Millennium Post

With Modi at helm, BJP finds it tough in east Bihar

With Modi at helm, BJP finds it tough in east Bihar
BJP’s faith in Gujarat chief minister Narendra Modi is going to face its first acid test on Thursday in this part of Bihar, which in the last two elections has emerged as stronghold of the saffron party. The ramblings of Aam Aadmi Party (AAP) leader Shazia Ilmi asking the Muslims to turn ‘communal’ attracted adverse attention in the national media however in the countryside of eastern Bihar, the politics of caste equations and communal polarisation is actually being played out most blatantly and without a smirk.

More than the refusal of mafia don Mukhtar Ansari to contest against BJP’s primeministerial candidate Narendra Modi in Varanasi to save division in the Muslim votes, it’s the case of Janata Dal (United) candidate Akhtarul Imam turning renegade in Kishanganj seat which is being touted  as a case of ‘greater sacrifice’ for the sake of the ‘quam’ (community). Of the seven seats – Kishanganj, Araria, Purnea, Katihar, Supaul, Bhagalpur and Banka – going to polls in Bihar on 24 April, Kishanganj has nearly 70 per cent Muslim presence, Araria 40 per cent, Katihar over 30 per cent, Purnea 20 per cent and around 15 to 20 per cent in Bhagalpur and Banka.

When the BJP and the Janata Dal (United) fought in alliance on these seats in the last (2009) elections, the NDA managed a upper hand isolating the Muslim-Yadav combination, however, this time around with the JD(U) out of the alliance, the Muslims see the opportunity to stop Lotus from blooming again in the region. Towards this end is taking place the blatant playing of the communal card, especially in the five seats north of Ganges; Bhagalpur and Banka are towards the south.

Realising that polarising the Hindu votes in its favour was an impossible task especially given the large presence of Yadav community in region and with the local community stalwart Pappu Yadav joining hands withRashtriya Janata Dal (RJD) boss Lalu Yadav, the BJP strategists have tried finding a way out pitching the Bengali-speaking Muslims with the non-Bengali Muslims – Kulhaiya and Shersahabadi.

Narendra Modi during the public rallies here has even tried creating a connect saying that the Kulhaiya were ‘his own’ as they had migrated to this part of Bihar from Gujarat.
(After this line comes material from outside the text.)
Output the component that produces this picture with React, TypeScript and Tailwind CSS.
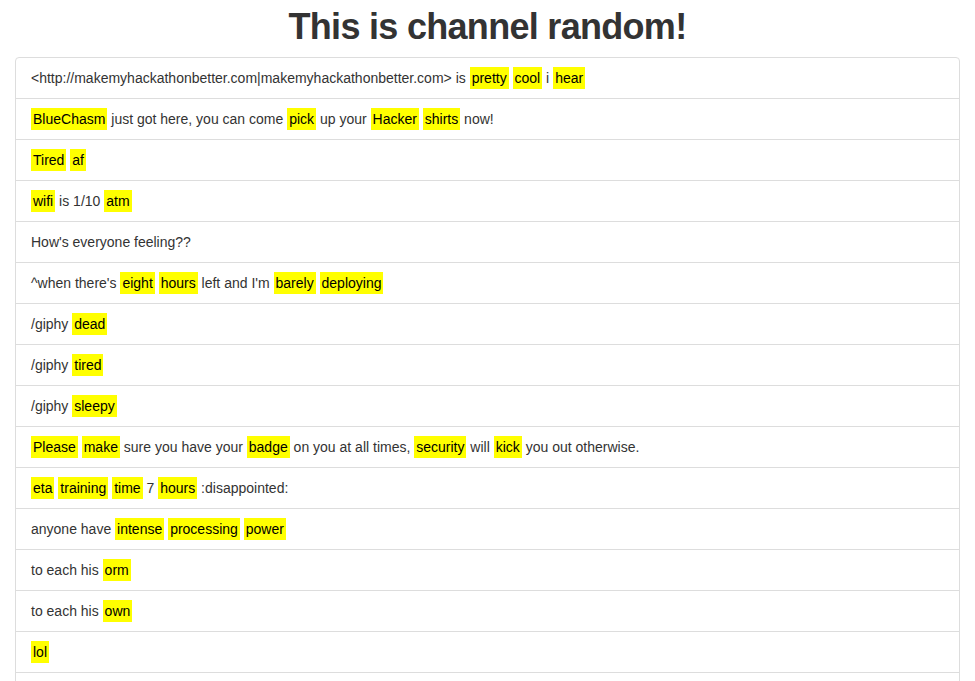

It’s difficult to say whether there is a historical evidence to establish this migration theory but for Kulhaiyas Modi has even monetised this connect. The saffron party has given ticket to candidates from these two communities in the two assembly segments – Kochadaman and Baisi – which are facing by-elections.

‘This gesture of BJP of giving tickets to Kulhaiya and Shersahabadi Muslims is part of BJP’s design to divide the Muslim community in Kishanganj parliamentary seat. My staying in the contest would have only added to their comfort therefore I decided to withdraw,’ says Akhtarul Imam, the JD (U) candidate who has withdrawn in the support of sitting Congress MP Maulana Asrarul Haque, in a standard reply to the queries made about his withdrawal.

This move has affected voters’ mood on all the seven seats with the polarisation happening both ways except for the substantial portion of the Yadav community still remaining with Lalu Yadav.

‘This time around RJD-Congress in addition to the Muslim-Yadav has also tried to accommodate other dominant community of Gangauta (boatmen) making it a typical political combination based on polarising the minority community and creating an equation with the numerically dominant castes of the majority community. Though these votes are coming in chunk, we must not forget that the 22 percent upper caste in the state in addition to 13 percent Vaishya votes and a good portion of extremely backward communities are going with the BJP, giving it a fair chance on all the seats,’ says Ratan Mandal, who teaches in Tilkamanjhi Bhagalpur university and keenly follows the regional politics.

In 2009, polarisation gave BJP upper hand in Kishanganj’s neighbouring seats of Katihar, Araria, Purnea, Bhagalpur and Banka. ‘NDA in 2009 had the support of both the dominant Yadav and Gangauta communities. The two communities, at least the Yadavs, have now en bloc look to have shifted to RJD-Congress making the fight close and putting the UPA on equal footing with the BJP,’ says Binod Singh, a prosperous landholder and ‘man having knowledge of politics’.